For this dataset, there's no reason to use a small Redshift configuration because Athena is just as good. Athena is about equivalent to four DC1 large nodes, but it's up and running in seconds, whereas a Redshift cluster takes six minutes to create and 38 minutes to load data. Using Athena can save a lot of money. The serverless comparison makes sense because the savings are similar to those of Lambda versus EC2. Athena is simple, fast, and extremely cheap. If you need ultimate performance, Redshift still rules, but for most use cases, Athena is a great choice.
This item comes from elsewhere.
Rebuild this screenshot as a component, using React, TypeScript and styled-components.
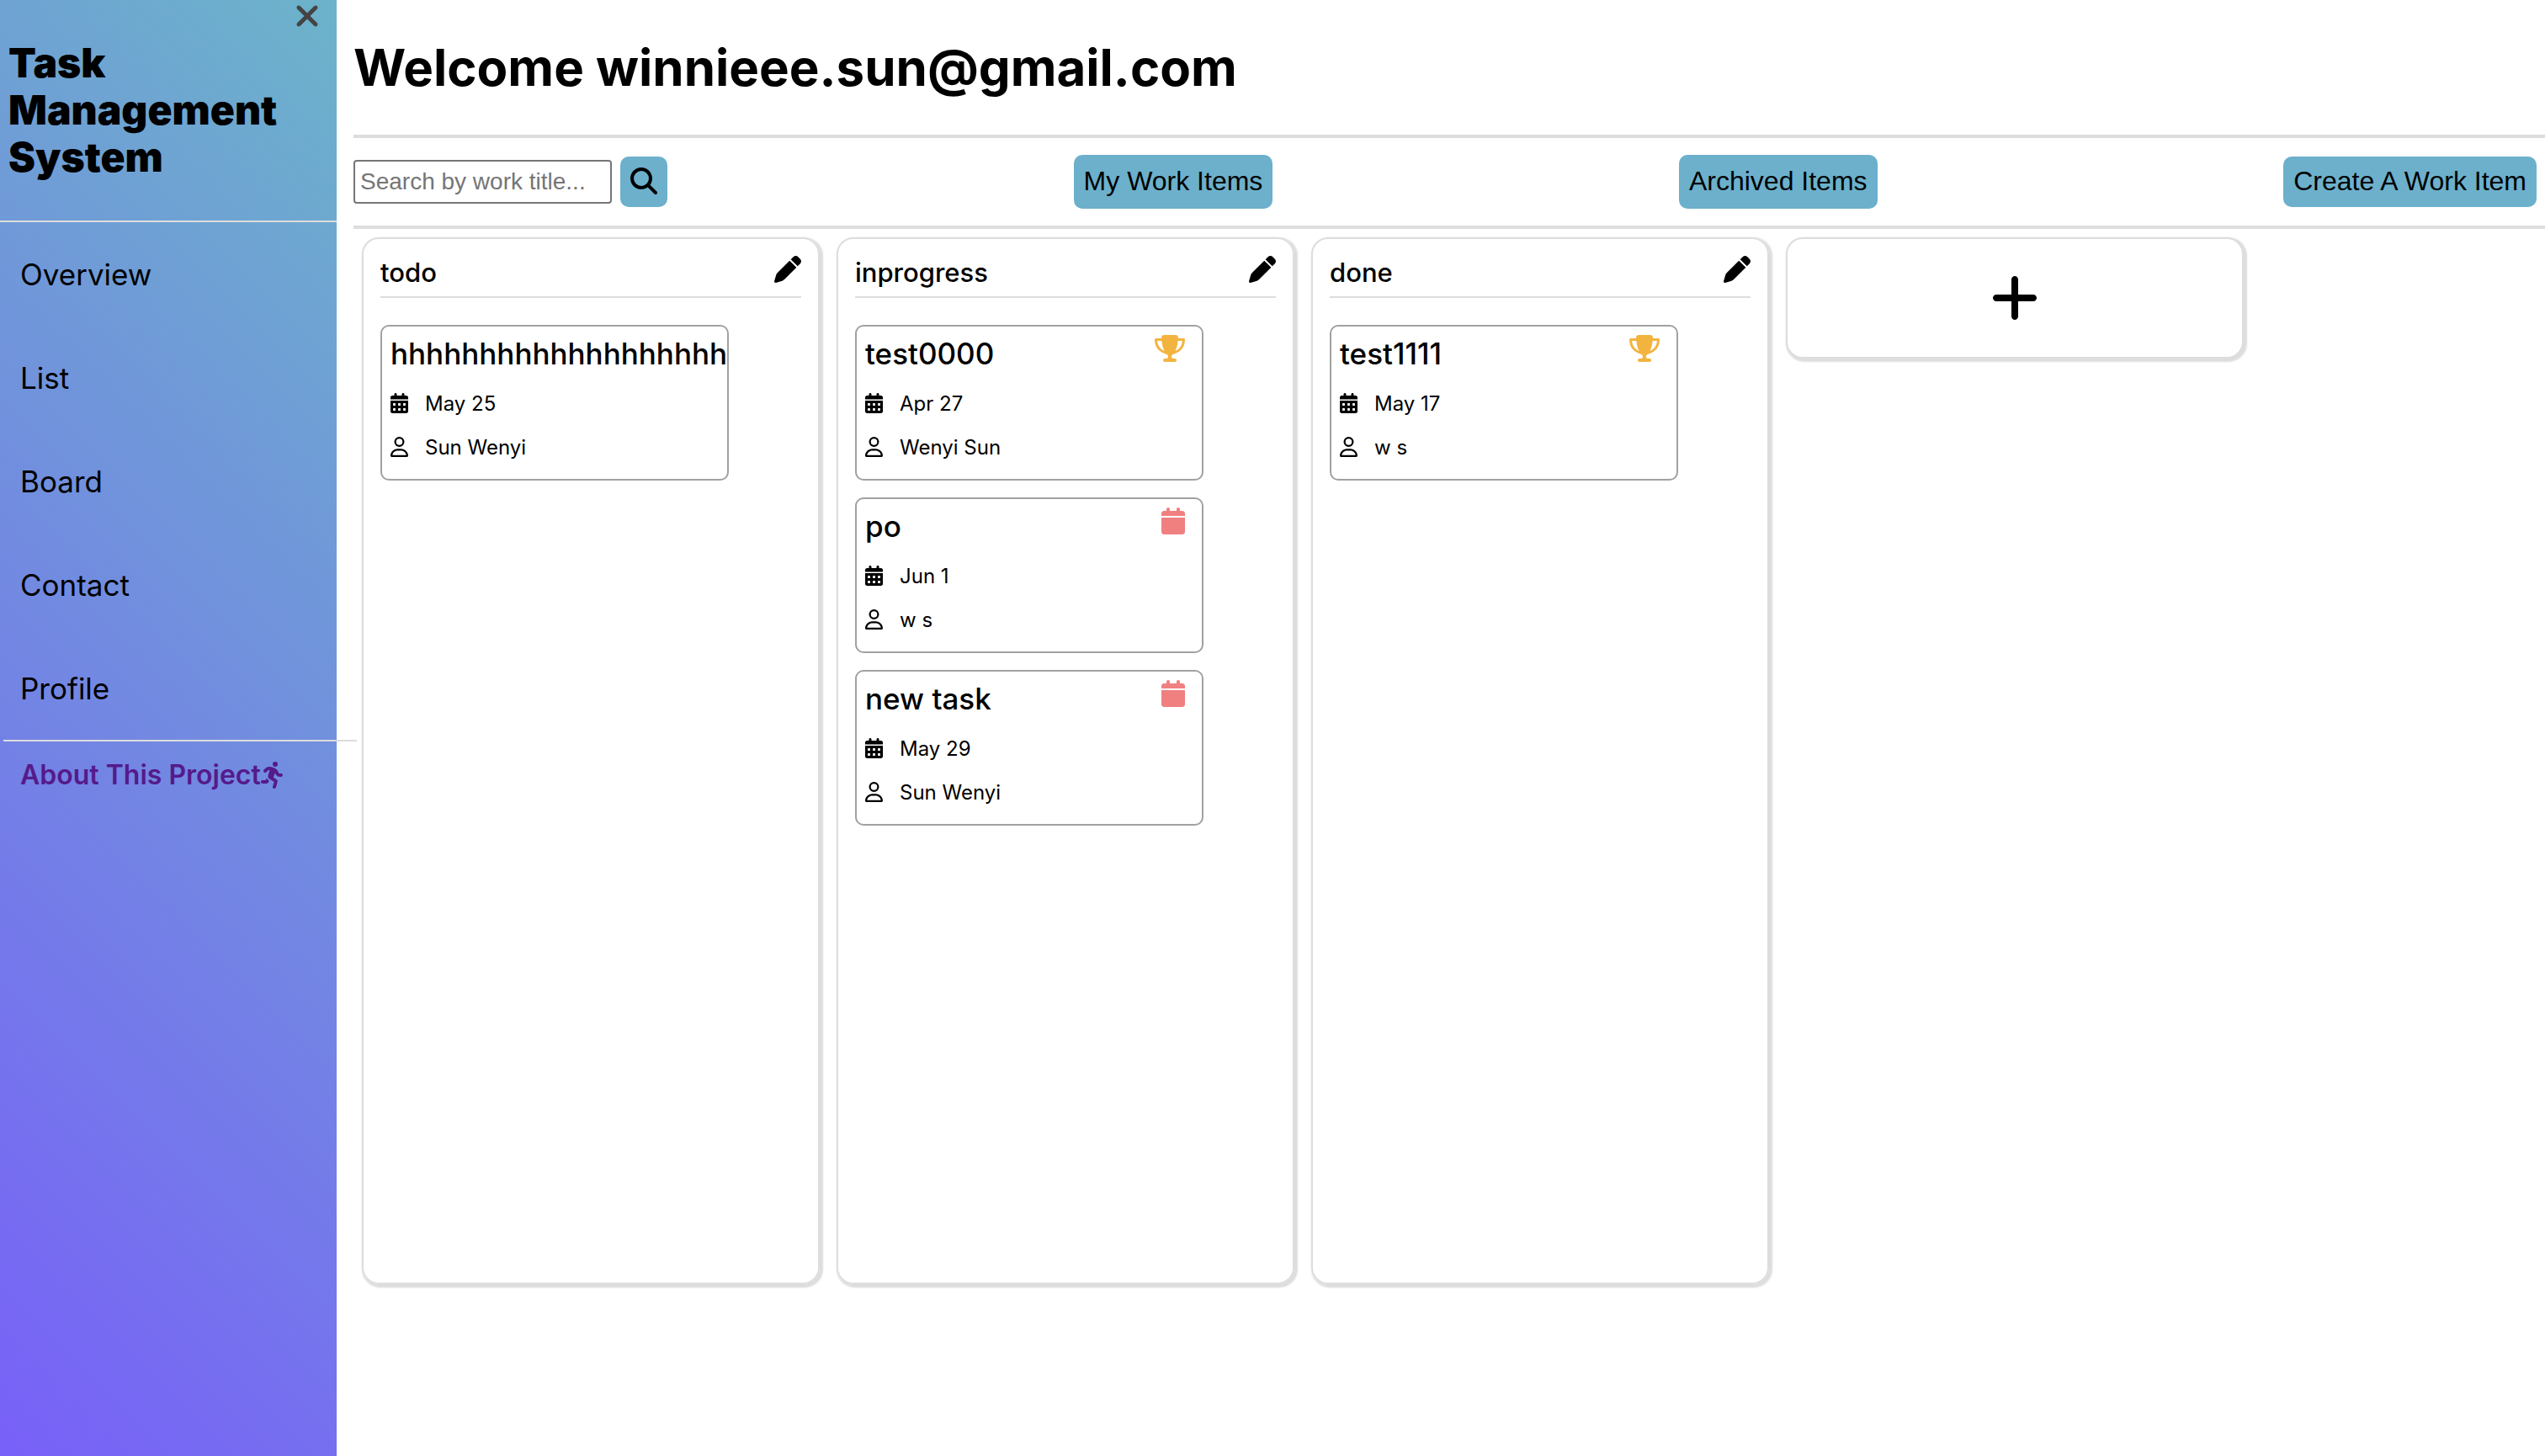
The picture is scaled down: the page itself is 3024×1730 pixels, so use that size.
import React from "react";
import styled, { createGlobalStyle } from "styled-components";
import {
  FaCalendar,
  FaCalendarDays,
  FaMagnifyingGlass,
  FaPen,
  FaPersonRunning,
  FaPlus,
  FaRegUser,
  FaTrophy,
  FaXmark,
} from "react-icons/fa6";

const colors = {
  accent: "#6cb0cc",
  line: "#dddddd",
  cardBorder: "#a1a1a1",
  gold: "#f3b43f",
  coral: "#f08080",
  visited: "#551a8b",
};

const GlobalStyle = createGlobalStyle`
  * {
    box-sizing: border-box;
  }

  body {
    margin: 0;
    background: #ffffff;
    color: #000000;
    font-family: Inter, "Liberation Sans", sans-serif;
  }
`;

const Layout = styled.div`
  display: flex;
  min-height: 100vh;
`;

const Sidebar = styled.aside`
  z-index: 1;
  flex: none;
  display: flex;
  flex-direction: column;
  width: 400px;
  background: linear-gradient(45deg, #7860f8, #6cb3ca);
`;

const CloseButton = styled.button`
  align-self: flex-end;
  display: flex;
  align-items: center;
  height: 38px;
  margin-right: 20px;
  padding: 0;
  border: 0;
  background: none;
  color: #444444;
  cursor: pointer;
`;

const Icon = styled.span<{ $width: number; $height: number }>`
  flex: none;
  display: flex;

  svg {
    width: ${({ $width }) => $width}px;
    height: ${({ $height }) => $height}px;
  }
`;

const Brand = styled.h1`
  margin: 0;
  padding: 9px 10px 47px;
  border-bottom: 2px solid ${colors.line};
  font-size: 48px;
  font-weight: 900;
  line-height: 56px;
`;

const Nav = styled.nav`
  display: flex;
  flex-direction: column;
`;

const NavLink = styled.a`
  padding: 2px 24px 0;
  color: #000000;
  font-size: 35px;
  line-height: 121px;
  text-decoration: none;
`;

const Divider = styled.hr`
  flex: none;
  width: 420px;
  height: 2px;
  margin: 0 4px;
  border: 0;
  background: ${colors.line};
`;

const AboutLink = styled.a`
  display: flex;
  align-items: center;
  padding: 20px 24px;
  color: ${colors.visited};
  font-size: 32px;
  font-weight: 600;
  line-height: 40px;
  text-decoration: none;
`;

const Main = styled.main`
  flex: 1;
  min-width: 0;
  padding-left: 20px;
`;

const Welcome = styled.h2`
  margin: 0;
  padding: 40px 0;
  font-size: 60px;
  font-weight: 700;
  line-height: 80px;
`;

const Toolbar = styled.div`
  display: flex;
  align-items: center;
  justify-content: space-between;
  height: 112px;
  padding-right: 10px;
  border: solid ${colors.line};
  border-width: 4px 0;
`;

const SearchForm = styled.form`
  display: flex;
  align-items: center;
  gap: 10px;
`;

const SearchInput = styled.input`
  width: 307px;
  height: 52px;
  padding: 2px 6px;
  border: 2px solid #767676;
  border-radius: 4px;
  background: #ffffff;
  font: 28px "Liberation Sans", Arial, sans-serif;

  &::placeholder {
    color: #757575;
  }
`;

const ActionButton = styled.button<{ $height: number }>`
  display: flex;
  align-items: center;
  height: ${({ $height }) => $height}px;
  padding: 0 12px 2px;
  border: 0;
  border-radius: 10px;
  background: ${colors.accent};
  color: #000000;
  font: 32px "Liberation Sans", Arial, sans-serif;
  cursor: pointer;
`;

const Board = styled.div`
  display: flex;
  align-items: flex-start;
  gap: 20px;
  padding: 10px;
`;

const Column = styled.section`
  flex: none;
  width: 544px;
  height: calc(100vh - 486px);
  padding: 20px;
  border: 2px solid ${colors.line};
  border-radius: 20px;
  box-shadow: 2px 2px 2px 2px ${colors.line};
`;

const ColumnHeader = styled.header`
  display: flex;
  align-items: flex-start;
  justify-content: space-between;
  height: 50px;
  margin-bottom: 32px;
  border-bottom: 2px solid ${colors.line};
`;

const ColumnTitle = styled.h3`
  margin: 0;
  font-size: 31px;
  font-weight: 500;
  line-height: 40px;
`;

const IconButton = styled.button`
  padding: 0;
  border: 0;
  background: none;
  color: #000000;
  cursor: pointer;
`;

const CardList = styled.ul`
  display: flex;
  flex-direction: column;
  gap: 20px;
  margin: 0;
  padding: 0;
  list-style: none;
`;

const Card = styled.li`
  width: 414px;
  padding: 10px 10px 12px;
  overflow: hidden;
  border: 2px solid ${colors.cardBorder};
  border-radius: 10px;
`;

const CardHeader = styled.div`
  display: flex;
  justify-content: space-between;
  height: 44px;
  margin-bottom: 11px;
  padding-right: 10px;
`;

const CardTitle = styled.h4`
  flex: none;
  margin: 0;
  font-size: 35px;
  font-weight: 500;
  line-height: 44px;
  white-space: nowrap;
`;

const Badge = styled(Icon)<{ $color: string }>`
  color: ${({ $color }) => $color};
`;

const CardMeta = styled.div`
  display: flex;
  align-items: center;
  gap: 20px;
  height: 52px;
  font-size: 24px;
`;

const AddColumn = styled.button`
  flex: none;
  display: flex;
  align-items: center;
  justify-content: center;
  width: 544px;
  height: 144px;
  border: 2px solid ${colors.line};
  border-radius: 20px;
  background: #ffffff;
  box-shadow: 2px 2px 2px 2px ${colors.line};
  color: #000000;
  cursor: pointer;
`;

type Mark = "trophy" | "due";

interface WorkItem {
  title: string;
  date: string;
  owner: string;
  mark?: Mark;
}

const columns: { name: string; items: WorkItem[] }[] = [
  {
    name: "todo",
    items: [{ title: "hhhhhhhhhhhhhhhhhhhh", date: "May 25", owner: "Sun Wenyi" }],
  },
  {
    name: "inprogress",
    items: [
      { title: "test0000", date: "Apr 27", owner: "Wenyi Sun", mark: "trophy" },
      { title: "po", date: "Jun 1", owner: "w s", mark: "due" },
      { title: "new task", date: "May 29", owner: "Sun Wenyi", mark: "due" },
    ],
  },
  {
    name: "done",
    items: [{ title: "test1111", date: "May 17", owner: "w s", mark: "trophy" }],
  },
];

const links = ["Overview", "List", "Board", "Contact", "Profile"];

function WorkItemCard({ title, date, owner, mark }: WorkItem) {
  return (
    <Card>
      <CardHeader>
        <CardTitle>{title}</CardTitle>
        {mark === "trophy" && (
          <Badge $width={36} $height={32} $color={colors.gold}>
            <FaTrophy />
          </Badge>
        )}
        {mark === "due" && (
          <Badge $width={28} $height={32} $color={colors.coral}>
            <FaCalendar />
          </Badge>
        )}
      </CardHeader>
      <CardMeta>
        <Icon $width={21} $height={24}>
          <FaCalendarDays />
        </Icon>
        {date}
      </CardMeta>
      <CardMeta>
        <Icon $width={21} $height={24}>
          <FaRegUser />
        </Icon>
        {owner}
      </CardMeta>
    </Card>
  );
}

export default function App() {
  return (
    <>
      <GlobalStyle />
      <Layout>
        <Sidebar>
          <CloseButton type="button" aria-label="Close menu">
            <Icon $width={30} $height={40}>
              <FaXmark />
            </Icon>
          </CloseButton>
          <Brand>Task Management System</Brand>
          <Nav>
            {links.map((link) => (
              <NavLink key={link} href={`#${link.toLowerCase()}`}>
                {link}
              </NavLink>
            ))}
          </Nav>
          <Divider />
          <AboutLink href="#about">
            About This Project
            <Icon $width={28} $height={32}>
              <FaPersonRunning />
            </Icon>
          </AboutLink>
        </Sidebar>
        <Main>
          <Welcome>Welcome winnieee.sun@gmail.com</Welcome>
          <Toolbar>
            <SearchForm role="search" onSubmit={(event) => event.preventDefault()}>
              <SearchInput
                type="text"
                aria-label="Search by work title"
                placeholder="Search by work title..."
              />
              <ActionButton $height={60} type="submit" aria-label="Search">
                <Icon $width={32} $height={32}>
                  <FaMagnifyingGlass />
                </Icon>
              </ActionButton>
            </SearchForm>
            <ActionButton $height={64} type="button">My Work Items</ActionButton>
            <ActionButton $height={64} type="button">Archived Items</ActionButton>
            <ActionButton $height={60} type="button">Create A Work Item</ActionButton>
          </Toolbar>
          <Board>
            {columns.map((column) => (
              <Column key={column.name}>
                <ColumnHeader>
                  <ColumnTitle>{column.name}</ColumnTitle>
                  <IconButton type="button" aria-label={`Edit ${column.name}`}>
                    <Icon $width={32} $height={32}>
                      <FaPen />
                    </Icon>
                  </IconButton>
                </ColumnHeader>
                <CardList>
                  {column.items.map((item) => (
                    <WorkItemCard key={item.title} {...item} />
                  ))}
                </CardList>
              </Column>
            ))}
            <AddColumn type="button" aria-label="Add column">
              <Icon $width={56} $height={64}>
                <FaPlus />
              </Icon>
            </AddColumn>
          </Board>
        </Main>
      </Layout>
    </>
  );
}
Would you go for EMR, Redshift, or Athena? EMR is like a bulldozer for moving large amounts of unstructured data. Redshift scales very high and can handle complex processing, ETL, and huge joins. It's a Formula One for data. Athena is about answering questions quickly and simply. No fuss, no plumbing, no drama. Create your table, ask your questions, and get your answers. If you need a simple, cost-efficient alternative to existing data services and want to run queries in minutes or seconds, I believe you should use Athena.
Before I go, Danilo's book is out, so congratulations, and please buy it on Amazon.com. Thank you so much for having me. I'm very impressed by the group, and I hope you like Athena. I hope to be back to talk about more stuff in the future. Thank you.
One of the things Presto is good at is pulling data from heterogeneous data sources. I can see a need where you have a lot of data in S3 but also want to pull in extra data from SQL. Any plans for that?
As you know, it's always a risky proposition to make bets about the AWS roadmap because it changes a lot. I can't comment on the future. However, today, if you have data in Hive, you can export it back to S3, possibly keeping the Parquet or ORC format. If you have MySQL or RDS, you can export to CSV or JSON. S3 is the central repository for data in the AWS universe, and that's likely to remain the case for a while. Connecting Athena to other sources could introduce complexity, but exporting data to S3 while keeping the native format makes sense. If you yell loud enough, you might get a connector for RDS. Who knows?
Thank you very much. Round of applause for Julien. Thank you.